Some audience may want to avoid this film for these reasons but in fact its intentions feel more good natured than it sounds, and the concept is quite interesting. Killer plants aren’t new, with precedents set in such works as H.G Wells’ 1905 short story The Flowering of the Strange Orchid or more famously John Wyndham’s 1951 novel Day Of The Triffids, but this is more epic thanks to CGI.

Don’t worry, the Chinese flag waving patriotism isn’t laid on until the very end, though it isn’t difficult to see the story heading in that direction, but I guess it makes a change from the Americans being the heroes. Taking distant cues from Bong Joon-Ho’s The Host, this environmental disaster is also manmade, and one of the people involved is Yang Hao’s scientist wife Ye Yan (Michelle Ye), which posits her family as the ones to end this mess.

Flashbacks reveal the day the plants awakened and hit China, Yang Hao had a difficult choice to make – save his wife as she was being attacked by a vicious tendril or save his daughter, also being abducted by a sneaky vine. Ye Yan insists he saves Yuan yuan which brings us to the present day as father and daughter are alone in an overgrown forest which was previously a playground.

Remarkably intelligent, these hungry trees kidnap Yuan yuan by taking her whole bed and dragging it underground to their lair with Yang Hao in pursuit. I should point out the mutated flora resemble dragons, with large thorns as spines, and crusty bark for scales. The head opens up to reveal a flowering mouth with lashing tongue, and they roar like monsters too. Sounds kooky but actually is quite menacing.  

Because this is the 21st century, the task force that saves Yang Hao and Yuan yuan is comprised of male and female soldiers. Li Mo (Luo Mi) is impressive with a sword, whilst Xu Jing (Li Ruoxi) is a sharpshooter, but this doesn’t mean they are not emotionless, just not ruled by their feminine side. Xu Jing rejects advances from Shi Tou (Huang Kailun) but – spoiler – when he perishes, it naturally hits her hard.

With the mission being to journey to the core of the plants’ growth and inject the serum, a large portion of the film sees this ever-diminishing group overcome a number of life threatening obstacles which, I am sure you have surmised, not everybody survives. It is here that the heroism of the fallen sows the seeds for patriotic hurrah of the coda, with each departed soldier declared to have “sacrificed themselves” rather than dying.

As intriguing and fertile as the main premise is, the 89-minute run time means little is discussed in depth about how this got so out of hand, as well as a feasible exploration into the science side of things. To that end, this is mostly non-stop action with the odd lull to let the characters display hints of a personality or personal stake before they are inevitably “sacrificed”, although we are stuck with tropes, like the fat one, the bossy one, and so on.

Ethically, little is raised at any point during the film, again saved for the denouement as Yuan yuan’s voice over warns us that humans are not the masters of the earth.

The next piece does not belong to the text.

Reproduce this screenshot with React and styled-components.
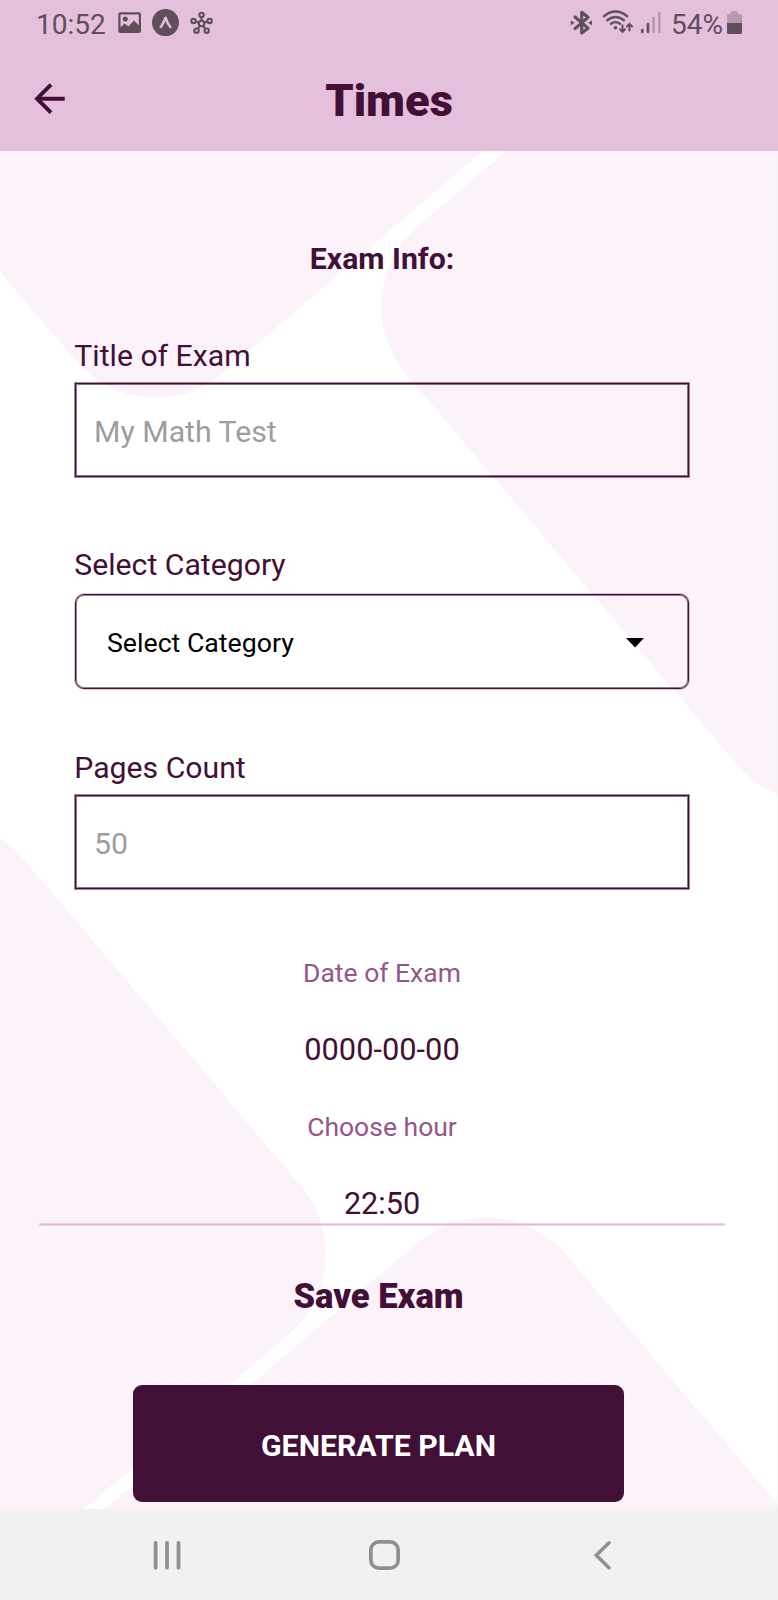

Again, this would have eaten into the action so if this ever gets a Hollywood remake (and I am sure it will) you can expect heavier cogent yet patronising discourse on how we are screwing the planet up.

Visually, this falls into two camps – the very good and the iffy. The dystopian landscapes are superbly drawn and feel eerily plausible as a presage yet it is also obvious when it is a green screen background. The dragon-like plants are also very good aesthetically, rich in texture if a little stilted in movement. The weakest effects are the explosions at the end, which should have been far more realistic for a film with this budget.

Judging a film like Restart The Earth means looking at it from two perspectives. As a slice of escapist but well-meaning fantasy fare, it serves its purpose and contains plenty of thrills and spills, both generic and original; as a message film, the jingoistic aspect feels to be more important than the ecological entreaty, and to its detriment for what is a global issue.   

Conclusion: switch your brain off and leave your cynicism at the door to enjoy this film.